Valor y precio son, por tanto, cosas distintas aunque relacionadas. Y ya decía Antonio Machado: “es de necios confundir valor y precio”. Este dicho, quizá, debería estar escrito por todas partes y ser cantado en todo himno nacional. No confundir entre valor y precio permite, por ejemplo, resolver algunas paradojas. Uno puede tener poco dinero y ser muy “rico”, es decir, estar muy satisfecho, si su escala de valores está formada por bienes no negociables o, si son negociables, son también lo suficientemente abundantes o poco deseados como para que se puedan obtener a precios bajos. O uno puede ser pobre y poseer mucho dinero si lo que forma su escala de valores son bienes no negociables y todo lo piensa conseguir solo con dinero, o, si son negociables, son tan escasos y deseados que viva en un “quiero y no puedo”.
Quien confunde valor y precio está condenado a ver toda su vida de forma distorsionada, no a través de su escala personal y subjetiva de valores, sino a través de la herramienta social de intercambio que son los precios. Así, un ejecutivo de éxito que valorase las cosas por su precio de mercado, consideraría absurdo quedarse a hacer los deberes con su hijo. Podría encontrar en el mercado un profesor que lo haría cobrando menos de lo que podría ganar él en ese tiempo. ¿Cuál es el valor de la clase con un hijo y cuál es su precio?

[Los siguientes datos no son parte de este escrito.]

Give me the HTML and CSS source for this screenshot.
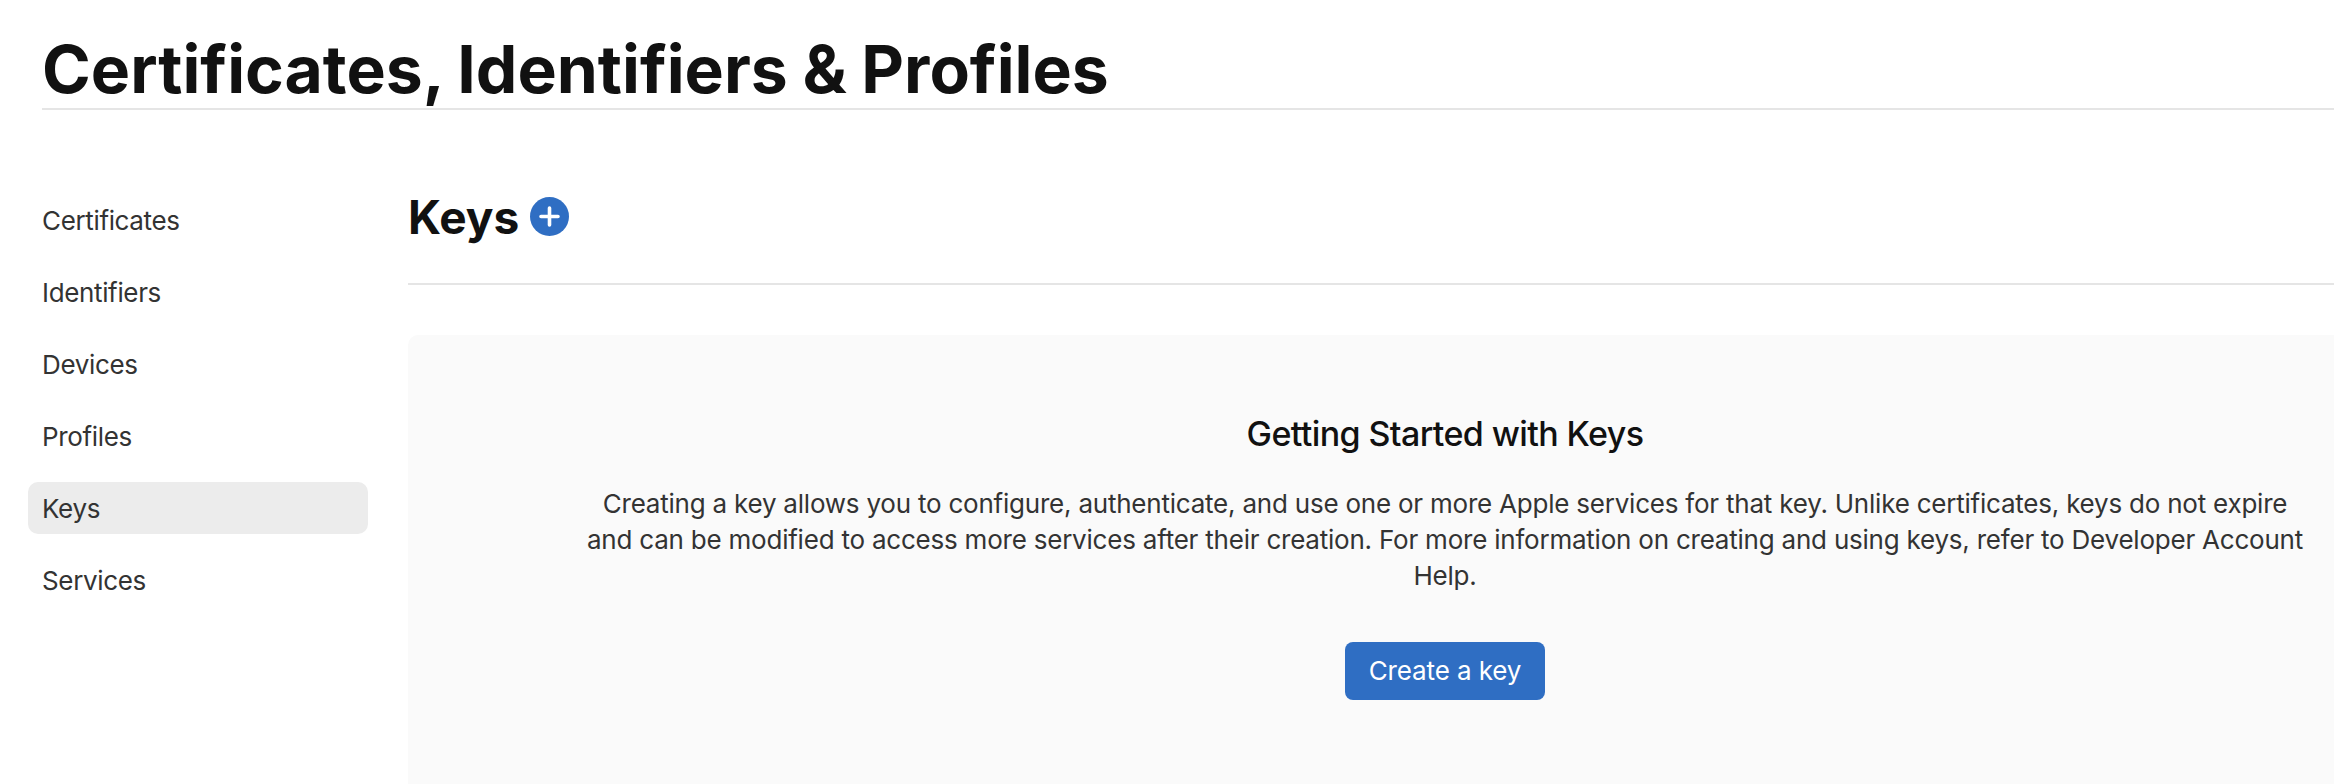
FILE: index.html
```html
<!DOCTYPE html>
<html lang="en">
<head>
    <meta charset="UTF-8">
    <title>Certificates, Identifiers &amp; Profiles</title>
    <link rel="stylesheet" href="styles.css">
</head>
<body>
    <header class="page-header">
        <h1>Certificates, Identifiers &amp; Profiles</h1>
    </header>
    <div class="layout">
        <nav class="sidebar">
            <a class="nav-item">Certificates</a>
            <a class="nav-item">Identifiers</a>
            <a class="nav-item">Devices</a>
            <a class="nav-item">Profiles</a>
            <a class="nav-item active">Keys</a>
            <a class="nav-item">Services</a>
        </nav>
        <main class="content">
            <div class="content-header">
                <h2>Keys</h2>
                <svg class="add-icon" width="39" height="39" viewBox="0 0 39 39">
                    <circle cx="19.5" cy="19.5" r="19.5" fill="#2f6ec3"/>
                    <path d="M19.5 11v17M11 19.5h17" stroke="#fff" stroke-width="3.6" stroke-linecap="round"/>
                </svg>
            </div>
            <section class="empty-card">
                <div class="empty-body">
                    <h3>Getting Started with Keys</h3>
                    <p>Creating a key allows you to configure, authenticate, and use one or more Apple services for that key. Unlike certificates, keys do not expire and can be modified to access more services after their creation. For more information on creating and using keys, refer to Developer Account Help.</p>
                    <button class="primary-btn">Create a key</button>
                </div>
            </section>
        </main>
    </div>
</body>
</html>
```

FILE: styles.css
```css
body {
    font-family: Inter, "Liberation Sans", sans-serif;
    background-color: #fff;
    color: #111;
    margin: 0;
}

.page-header {
    margin-left: 42px;
    height: 110px;
    border-bottom: 2px solid #e5e5e5;
    box-sizing: border-box;
}

h1 {
    margin: 0;
    padding-top: 29px;
    font-size: 66px;
    line-height: 80px;
    font-weight: 700;
    word-spacing: -1px;
}

.layout {
    display: flex;
    padding-top: 72px;
}

.sidebar {
    width: 340px;
    margin-left: 28px;
    margin-right: 40px;
    flex-shrink: 0;
    padding-top: 12px;
}

.nav-item {
    display: block;
    height: 52px;
    line-height: 54px;
    margin-bottom: 20px;
    padding-left: 14px;
    border-radius: 10px;
    font-size: 26px;
    letter-spacing: -0.35px;
    color: #333;
}

.nav-item.active {
    background-color: #ececec;
}

.content {
    flex: 1;
}

.content-header {
    display: flex;
    align-items: center;
    gap: 11px;
    height: 103px;
    border-bottom: 2px solid #e5e5e5;
    box-sizing: border-box;
    padding-bottom: 32px;
}

h2 {
    margin: 0;
    font-size: 46px;
    font-weight: 700;
}

.empty-card {
    margin-top: 50px;
    height: 449px;
    background-color: #fafafa;
    border-radius: 10px 0 0 0;
    padding: 77px 28px 0 176px;
    box-sizing: border-box;
}

.empty-body {
    text-align: center;
}

h3 {
    margin: 0 0 30px;
    font-size: 34px;
    line-height: 44px;
    font-weight: 500;
    letter-spacing: -0.6px;
}

p {
    margin: 0 0 48px;
    font-size: 26px;
    line-height: 36px;
    letter-spacing: -0.22px;
    color: #333;
}

.primary-btn {
    width: 200px;
    height: 58px;
    border: none;
    border-radius: 8px;
    padding: 0 0 2px;
    background-color: #2f6ec3;
    color: #fff;
    font-family: inherit;
    font-size: 26px;
    letter-spacing: -0.1px;
}
```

Como cristianos sabemos que cualquier actividad insignificante y rutinaria, pero hecha ante todo por amor a Dios, tiene un valor infinito que los precios, como expresión de la abundancia o escasez de una economía, no son capaces de reflejar. El don de Dios es gracia, es gratis, sobreabunda, y más donde abunda el mal. ¡Cuántas cosas hay gratis y con valor infinito! Todo depende de la escala de valores de cada uno para saberlas disfrutar.
Quien ve su vida distorsionada por la herramienta de coordinación social que son los precios, dejará de valorar lo que no tenga precio de mercado. Un paseo por la montaña no tendría valor, salvo que ese paseo tenga un precio alto de mercado. ¿Cuál fue el valor para los videntes de Medjugorie de aquel paseo que dieron por la montaña de su pueblo en junio de 1981?
Se podría ir incluso más allá. Cuando uno tiene una visión de la vida distorsionada por los precios y pierde todo su dinero, su poder de puja en el mecanismo de precios, puede caer en la desesperación de pensar que su vida ha perdido todo su valor. El demonio es maestro en aprovechar y promover desesperaciones. Entonces, en algunos casos puede llegar a ser suicida confundir valor y precio.